Where Operation was a type that, individually, encapsulated some synchronous computation presumably involving a remote call. Then, you could potentially batch these together, explicitly, with either APIs on Operation itself like boolean canBatchWith(Operation<T>) and BatchOperation<List<Batched<T, U>> batchWith(Operation<T>) or perhaps some other injected type like a "Batcher." Notice maintaining type safety however gets a little crazy, because you need the type of the operation result (T) and the type of the source of the operation (U) so you could keep track of the Message or DocumentEvent or Notification that the Operation originated from. This is because an Operation's result is potentially only meaningful in context of its source (ie I need to know which Message failed, which DocumentEvent's status to update, etc.).

It's worth noting that even in implementing that, code that returned an Operation that was able to be batched would likely still require something like callbacks in order to deal with the fact that it was decoupled from when requests are actually made, and therefore would have to be able to provide, in advance, what to do with responses it does not yet have. This is where the async model fits quite naturally (initially, much to my delight!)

I'm sure there is a way to sort out some of the mess of that model and I'd be willing to explore that if you think it's worth it. However, I originally decided to go with some kind of Result type which could be computed lazily (or not, this is transparent to the caller and the caller does not really care) because this kept the association with a result's source clear, and still allowed for any amount of flexibility in the backend WRT how requests actually happened as is this is not a concern of the caller. From there we said, "Hey that's a lot like Future, let's just use that," and here we are.

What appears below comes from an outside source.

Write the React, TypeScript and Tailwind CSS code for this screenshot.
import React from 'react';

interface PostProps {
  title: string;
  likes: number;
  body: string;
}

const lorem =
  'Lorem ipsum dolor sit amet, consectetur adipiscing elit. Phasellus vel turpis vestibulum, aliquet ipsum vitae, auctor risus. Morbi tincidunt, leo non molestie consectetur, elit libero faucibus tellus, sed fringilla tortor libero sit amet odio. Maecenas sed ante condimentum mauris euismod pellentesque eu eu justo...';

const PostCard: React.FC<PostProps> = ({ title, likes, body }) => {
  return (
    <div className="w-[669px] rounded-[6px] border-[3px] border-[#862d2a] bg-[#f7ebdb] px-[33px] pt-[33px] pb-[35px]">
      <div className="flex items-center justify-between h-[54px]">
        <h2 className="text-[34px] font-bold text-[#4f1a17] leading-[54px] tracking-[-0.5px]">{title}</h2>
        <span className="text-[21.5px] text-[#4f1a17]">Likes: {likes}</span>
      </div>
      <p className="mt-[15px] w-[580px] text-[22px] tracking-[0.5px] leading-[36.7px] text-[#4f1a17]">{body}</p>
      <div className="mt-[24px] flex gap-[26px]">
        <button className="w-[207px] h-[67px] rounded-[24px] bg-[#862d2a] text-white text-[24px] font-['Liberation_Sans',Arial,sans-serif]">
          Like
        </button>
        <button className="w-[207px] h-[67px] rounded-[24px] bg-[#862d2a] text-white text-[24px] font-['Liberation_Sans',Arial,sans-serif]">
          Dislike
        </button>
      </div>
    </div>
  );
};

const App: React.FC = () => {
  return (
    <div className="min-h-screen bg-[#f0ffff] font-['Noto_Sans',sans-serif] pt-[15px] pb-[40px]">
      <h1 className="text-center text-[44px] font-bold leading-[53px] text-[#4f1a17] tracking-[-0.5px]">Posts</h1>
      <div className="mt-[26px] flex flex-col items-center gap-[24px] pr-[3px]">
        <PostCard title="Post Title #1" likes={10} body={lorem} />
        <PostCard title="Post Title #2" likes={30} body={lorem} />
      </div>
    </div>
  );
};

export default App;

So, either way is fine with me. Let me know what you think.

kahowell commented 8 years ago

From the outside, returning just a Future representing some computation is quite flexible.

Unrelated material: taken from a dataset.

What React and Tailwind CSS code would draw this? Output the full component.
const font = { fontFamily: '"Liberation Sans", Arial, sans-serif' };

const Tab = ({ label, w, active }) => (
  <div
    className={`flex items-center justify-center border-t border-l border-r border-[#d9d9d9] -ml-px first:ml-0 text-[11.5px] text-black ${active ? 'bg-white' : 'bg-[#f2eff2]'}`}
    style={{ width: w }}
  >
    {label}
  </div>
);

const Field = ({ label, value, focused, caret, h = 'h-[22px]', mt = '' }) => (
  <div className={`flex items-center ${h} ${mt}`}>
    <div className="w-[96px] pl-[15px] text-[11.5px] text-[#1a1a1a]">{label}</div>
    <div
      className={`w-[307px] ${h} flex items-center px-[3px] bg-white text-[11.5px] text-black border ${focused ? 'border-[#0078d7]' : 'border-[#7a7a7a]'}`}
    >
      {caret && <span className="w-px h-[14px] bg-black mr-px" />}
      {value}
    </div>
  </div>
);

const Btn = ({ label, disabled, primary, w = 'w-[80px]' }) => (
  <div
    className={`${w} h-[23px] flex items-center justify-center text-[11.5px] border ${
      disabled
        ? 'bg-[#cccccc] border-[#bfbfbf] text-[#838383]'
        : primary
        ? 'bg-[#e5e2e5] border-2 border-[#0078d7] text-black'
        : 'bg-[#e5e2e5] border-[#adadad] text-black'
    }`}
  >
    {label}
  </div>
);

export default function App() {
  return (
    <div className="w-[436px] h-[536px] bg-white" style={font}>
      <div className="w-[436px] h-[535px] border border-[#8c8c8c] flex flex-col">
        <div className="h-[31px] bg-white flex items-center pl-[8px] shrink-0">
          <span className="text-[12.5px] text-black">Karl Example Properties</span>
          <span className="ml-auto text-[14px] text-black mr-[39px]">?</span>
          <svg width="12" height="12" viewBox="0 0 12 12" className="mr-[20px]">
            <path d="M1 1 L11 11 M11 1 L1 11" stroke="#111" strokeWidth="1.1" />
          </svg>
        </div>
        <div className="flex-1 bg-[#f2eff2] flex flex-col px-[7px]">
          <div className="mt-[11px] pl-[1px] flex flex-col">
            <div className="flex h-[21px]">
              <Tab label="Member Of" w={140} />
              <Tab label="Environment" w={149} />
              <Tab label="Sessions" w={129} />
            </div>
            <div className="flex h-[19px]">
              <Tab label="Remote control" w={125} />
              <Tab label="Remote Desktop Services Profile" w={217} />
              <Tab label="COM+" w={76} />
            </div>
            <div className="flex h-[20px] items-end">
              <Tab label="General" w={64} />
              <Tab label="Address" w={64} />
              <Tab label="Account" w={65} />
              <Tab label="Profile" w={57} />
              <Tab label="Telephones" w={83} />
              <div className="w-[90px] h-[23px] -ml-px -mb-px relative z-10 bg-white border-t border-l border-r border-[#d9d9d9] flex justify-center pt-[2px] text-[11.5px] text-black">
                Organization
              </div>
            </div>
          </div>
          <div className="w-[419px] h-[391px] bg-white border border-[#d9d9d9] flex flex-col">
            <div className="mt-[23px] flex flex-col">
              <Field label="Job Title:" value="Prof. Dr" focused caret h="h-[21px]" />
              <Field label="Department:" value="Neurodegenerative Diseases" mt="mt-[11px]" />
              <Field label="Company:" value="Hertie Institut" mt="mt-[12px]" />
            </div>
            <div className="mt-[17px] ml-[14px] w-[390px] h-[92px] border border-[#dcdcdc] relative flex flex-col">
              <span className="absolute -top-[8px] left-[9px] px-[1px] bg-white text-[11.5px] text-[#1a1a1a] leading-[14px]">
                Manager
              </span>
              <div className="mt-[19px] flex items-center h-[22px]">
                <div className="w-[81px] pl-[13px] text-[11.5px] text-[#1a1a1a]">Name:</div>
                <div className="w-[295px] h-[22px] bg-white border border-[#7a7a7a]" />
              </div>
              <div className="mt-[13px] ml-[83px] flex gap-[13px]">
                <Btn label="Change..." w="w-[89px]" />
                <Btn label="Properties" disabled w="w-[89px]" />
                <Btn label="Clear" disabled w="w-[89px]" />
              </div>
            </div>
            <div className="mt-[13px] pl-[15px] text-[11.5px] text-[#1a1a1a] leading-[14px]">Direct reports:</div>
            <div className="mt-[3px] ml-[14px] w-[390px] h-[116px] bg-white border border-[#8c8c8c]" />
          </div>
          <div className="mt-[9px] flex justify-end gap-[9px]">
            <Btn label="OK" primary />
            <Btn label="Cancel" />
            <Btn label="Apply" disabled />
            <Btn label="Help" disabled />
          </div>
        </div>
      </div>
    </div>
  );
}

I agree, and I don't necessarily think that the higher level interfaces (especially those created prior to this PR) are poor. On the contrary, I think they're pretty good.

This is the definition of high cohesion, low coupling. All of the batching logic is completely deletable code.

Sure, and I do agree that this is a good quality of the current design. What I dislike is that the batching behavior, etc. is a little surprising. I'd expect to have explicit demarcation of batches, or configurable batch sizes, rather than having the batch controlled by a side of effect of a call to LazyPromise.get().

I don't think we necessarily have to completely rewrite. One change, I'd like to consider though is instead of expressing the contract for inbound as each Message has a process method, consider expressing as an interface for processing a Collection of Message (void process(Collection<Message> messages)or similar). This would allow batching behavior to be defined in that method, which could be cleaner I would think. Additionally, we could create abstract classes with batching behavior built-in. It is difficult to express batching in our current set of interfaces (the high-level ones), and my intuition is we can tweak those to help get a cleaner solution. If you'd like I can sketch out what I think would be ideal, though this will obviously take some time.

Regarding the Operation idea, etc., I think they are valid solutions to explore, but my intuition is we don't have to go that far from this PR to arrive at something cleaner.

alechenninger commented 8 years ago

Let's talk about an API like process(Collection). The main feature of the current design I want to keep however is that from an implementation point of view, it matches the domain naturally and has very good separation of concerns: you write a MessageFactory which parses your incoming documents into Messages, and those contain the processing code specific to that document. That is very natural, modular, and testable. You write code to process your message, and don't have to worry when your requests are actually done. I think we could keep that aspect with a process(Collection) API, still, but I'm worried we wouldn't end up changing as much as you would like.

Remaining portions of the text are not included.